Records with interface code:

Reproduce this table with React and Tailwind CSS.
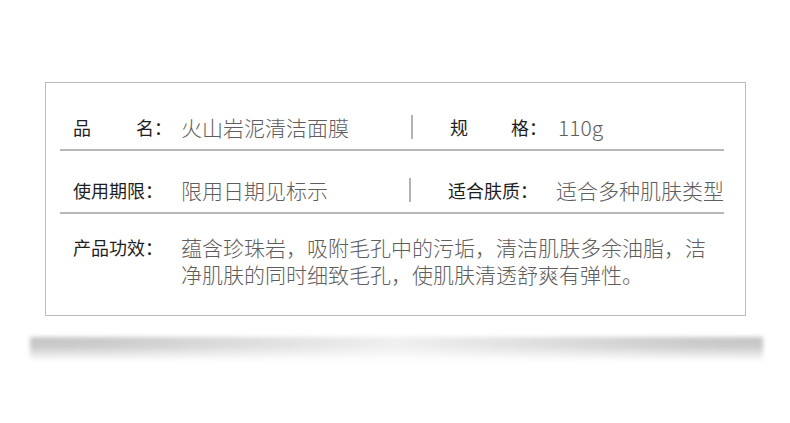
import React from "react";

const cjk = "font-['Noto_Sans_CJK_SC','Noto_Sans',sans-serif]";

const Label = ({ children }) => (
  <div className="w-[108px] shrink-0 text-[18px] leading-[24px] text-[#1e1e1e] whitespace-nowrap">{children}</div>
);

const Value = ({ children }) => (
  <div className="text-[21px] leading-[24px] font-light text-[#5e5e5e] whitespace-nowrap">{children}</div>
);

const Cell = ({ label, value }) => (
  <div className="flex items-center">
    <Label>{label}</Label>
    <Value>{value}</Value>
  </div>
);

const Sep = () => <div className="w-[2px] h-[24px] bg-[#b4b4b4] mt-[1px]"></div>;

const App = () => {
  return (
    <div className={`w-[790px] h-[423px] bg-white pt-[82px] ${cjk}`}>
      <div className="ml-[45px] w-[701px] h-[234px] border border-[#bdbdbd] pl-[14px] pr-[21px]">
        {/* 品名 / 规格 */}
        <div className="flex items-center pt-[31px] pb-[10px] border-b-2 border-[#b8b8b8]">
          <div className="w-[351px] pl-[13px]">
            <Cell
              label={
                <span className="flex">
                  <span className="w-[63px]">品</span>
                  <span>名：</span>
                </span>
              }
              value="火山岩泥清洁面膜"
            />
          </div>
          <Sep />
          <div className="pl-[37px]">
            <Cell
              label={
                <span className="flex">
                  <span className="w-[61px]">规</span>
                  <span>格：</span>
                </span>
              }
              value="110g"
            />
          </div>
        </div>

        {/* 使用期限 / 适合肤质 */}
        <div className="flex items-center pt-[26px] pb-[10px] border-b-2 border-[#b8b8b8]">
          <div className="w-[351px] pl-[13px]">
            <Cell label="使用期限：" value="限用日期见标示" />
          </div>
          <Sep />
          <div className="pl-[37px]">
            <Cell label="适合肤质：" value="适合多种肌肤类型" />
          </div>
        </div>

        {/* 产品功效 */}
        <div className="flex items-start pt-[20px] pl-[13px]">
          <div className="w-[108px] shrink-0 text-[18px] leading-[27px] text-[#1e1e1e]">产品功效：</div>
          <div className="text-[21px] leading-[27px] font-light text-[#5e5e5e] whitespace-nowrap">
            蕴含珍珠岩，吸附毛孔中的污垢，清洁肌肤多余油脂，洁
            <br />
            净肌肤的同时细致毛孔，使肌肤清透舒爽有弹性。
          </div>
        </div>
      </div>

      {/* curled paper shadow */}
      <div className="mt-[21px] ml-[30px] w-[733px] h-[24px] blur-[2px] bg-[linear-gradient(180deg,rgba(255,255,255,0)_0%,rgba(255,255,255,0.1)_40%,#ffffff_100%),linear-gradient(90deg,#c4c4c4_0%,#c8c8c8_10%,#dadada_28%,#efefef_50%,#dadada_72%,#c8c8c8_90%,#c4c4c4_100%)]"></div>
    </div>
  );
};

export default App;
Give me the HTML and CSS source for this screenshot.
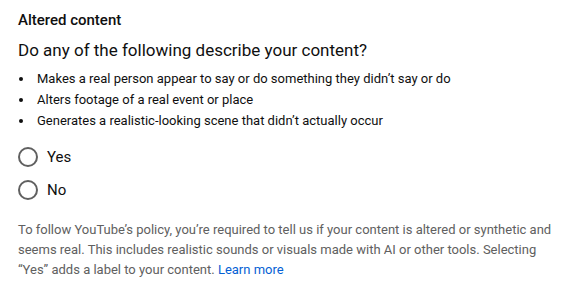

** Stated task **
Output the entries above exactly. Drop the pictures.

** Result **
Reproduce this table with React and Tailwind CSS.
import React from "react";

const cjk = "font-['Noto_Sans_CJK_SC','Noto_Sans',sans-serif]";

const Label = ({ children }) => (
  <div className="w-[108px] shrink-0 text-[18px] leading-[24px] text-[#1e1e1e] whitespace-nowrap">{children}</div>
);

const Value = ({ children }) => (
  <div className="text-[21px] leading-[24px] font-light text-[#5e5e5e] whitespace-nowrap">{children}</div>
);

const Cell = ({ label, value }) => (
  <div className="flex items-center">
    <Label>{label}</Label>
    <Value>{value}</Value>
  </div>
);

const Sep = () => <div className="w-[2px] h-[24px] bg-[#b4b4b4] mt-[1px]"></div>;

const App = () => {
  return (
    <div className={`w-[790px] h-[423px] bg-white pt-[82px] ${cjk}`}>
      <div className="ml-[45px] w-[701px] h-[234px] border border-[#bdbdbd] pl-[14px] pr-[21px]">
        {/* 品名 / 规格 */}
        <div className="flex items-center pt-[31px] pb-[10px] border-b-2 border-[#b8b8b8]">
          <div className="w-[351px] pl-[13px]">
            <Cell
              label={
                <span className="flex">
                  <span className="w-[63px]">品</span>
                  <span>名：</span>
                </span>
              }
              value="火山岩泥清洁面膜"
            />
          </div>
          <Sep />
          <div className="pl-[37px]">
            <Cell
              label={
                <span className="flex">
                  <span className="w-[61px]">规</span>
                  <span>格：</span>
                </span>
              }
              value="110g"
            />
          </div>
        </div>

        {/* 使用期限 / 适合肤质 */}
        <div className="flex items-center pt-[26px] pb-[10px] border-b-2 border-[#b8b8b8]">
          <div className="w-[351px] pl-[13px]">
            <Cell label="使用期限：" value="限用日期见标示" />
          </div>
          <Sep />
          <div className="pl-[37px]">
            <Cell label="适合肤质：" value="适合多种肌肤类型" />
          </div>
        </div>

        {/* 产品功效 */}
        <div className="flex items-start pt-[20px] pl-[13px]">
          <div className="w-[108px] shrink-0 text-[18px] leading-[27px] text-[#1e1e1e]">产品功效：</div>
          <div className="text-[21px] leading-[27px] font-light text-[#5e5e5e] whitespace-nowrap">
            蕴含珍珠岩，吸附毛孔中的污垢，清洁肌肤多余油脂，洁
            <br />
            净肌肤的同时细致毛孔，使肌肤清透舒爽有弹性。
          </div>
        </div>
      </div>

      {/* curled paper shadow */}
      <div className="mt-[21px] ml-[30px] w-[733px] h-[24px] blur-[2px] bg-[linear-gradient(180deg,rgba(255,255,255,0)_0%,rgba(255,255,255,0.1)_40%,#ffffff_100%),linear-gradient(90deg,#c4c4c4_0%,#c8c8c8_10%,#dadada_28%,#efefef_50%,#dadada_72%,#c8c8c8_90%,#c4c4c4_100%)]"></div>
    </div>
  );
};

export default App;
Give me the HTML and CSS source for this screenshot.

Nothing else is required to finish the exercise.